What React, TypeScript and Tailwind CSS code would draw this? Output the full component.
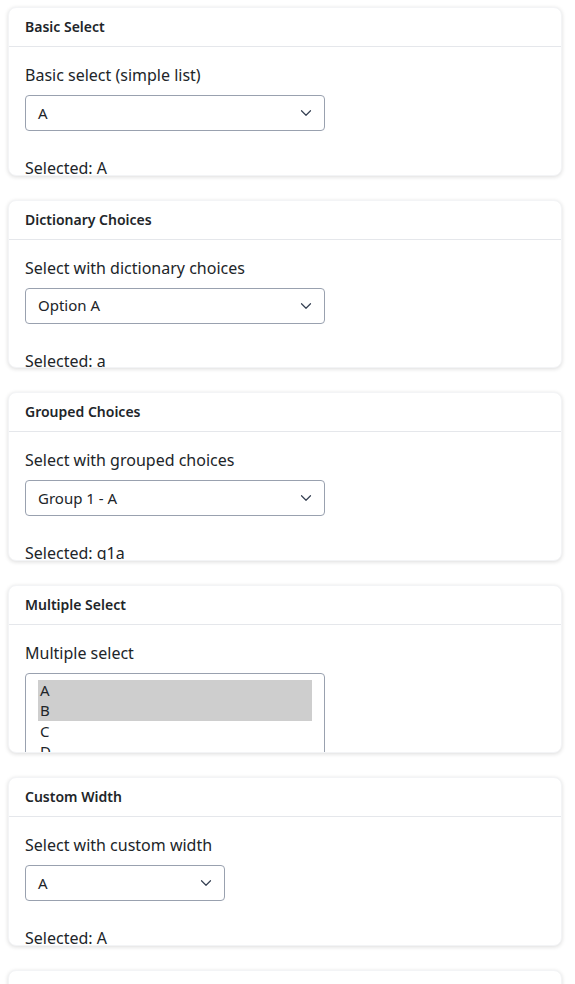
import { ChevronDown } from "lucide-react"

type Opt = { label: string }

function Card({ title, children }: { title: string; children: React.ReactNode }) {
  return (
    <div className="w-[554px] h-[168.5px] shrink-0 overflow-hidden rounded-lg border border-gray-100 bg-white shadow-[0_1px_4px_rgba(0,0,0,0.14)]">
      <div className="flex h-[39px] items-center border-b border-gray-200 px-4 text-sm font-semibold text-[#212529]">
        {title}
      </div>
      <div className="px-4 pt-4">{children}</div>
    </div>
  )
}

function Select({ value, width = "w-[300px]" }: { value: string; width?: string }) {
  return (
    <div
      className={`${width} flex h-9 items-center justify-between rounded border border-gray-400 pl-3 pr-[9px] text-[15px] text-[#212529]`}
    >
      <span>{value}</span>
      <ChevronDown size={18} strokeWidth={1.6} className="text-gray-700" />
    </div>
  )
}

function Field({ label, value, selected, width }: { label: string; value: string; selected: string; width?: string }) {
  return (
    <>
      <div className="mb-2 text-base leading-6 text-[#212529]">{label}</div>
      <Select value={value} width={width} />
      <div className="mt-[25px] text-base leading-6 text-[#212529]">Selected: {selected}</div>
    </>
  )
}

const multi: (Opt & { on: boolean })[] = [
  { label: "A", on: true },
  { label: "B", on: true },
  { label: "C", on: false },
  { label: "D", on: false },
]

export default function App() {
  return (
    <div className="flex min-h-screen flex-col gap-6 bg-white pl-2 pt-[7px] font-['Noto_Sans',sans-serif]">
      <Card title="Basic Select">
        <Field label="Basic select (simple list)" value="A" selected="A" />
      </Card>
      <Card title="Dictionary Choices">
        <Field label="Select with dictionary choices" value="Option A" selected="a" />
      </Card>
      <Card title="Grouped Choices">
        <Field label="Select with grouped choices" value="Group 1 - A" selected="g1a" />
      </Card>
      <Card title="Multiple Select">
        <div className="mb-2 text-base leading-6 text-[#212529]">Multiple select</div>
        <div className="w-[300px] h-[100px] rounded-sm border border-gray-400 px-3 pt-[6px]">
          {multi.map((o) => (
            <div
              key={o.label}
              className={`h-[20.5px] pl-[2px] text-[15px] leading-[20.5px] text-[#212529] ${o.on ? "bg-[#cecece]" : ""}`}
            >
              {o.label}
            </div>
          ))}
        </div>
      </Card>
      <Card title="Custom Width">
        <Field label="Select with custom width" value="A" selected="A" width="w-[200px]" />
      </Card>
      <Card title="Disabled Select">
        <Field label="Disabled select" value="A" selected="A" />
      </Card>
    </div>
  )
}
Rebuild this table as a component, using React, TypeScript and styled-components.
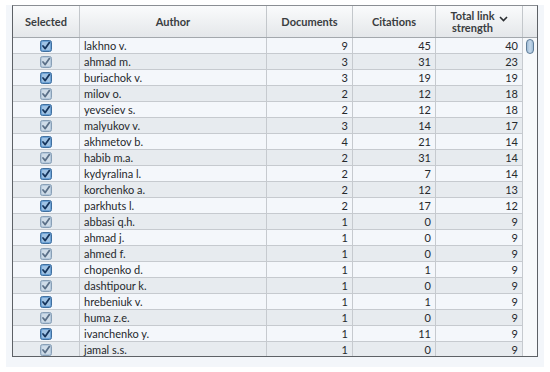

## What the exercise asks:
From the listing above, return each line with the word "TypeScript".

## Solution to this exercise:
What React, TypeScript and Tailwind CSS code would draw this? Output the full component.
Rebuild this table as a component, using React, TypeScript and styled-components.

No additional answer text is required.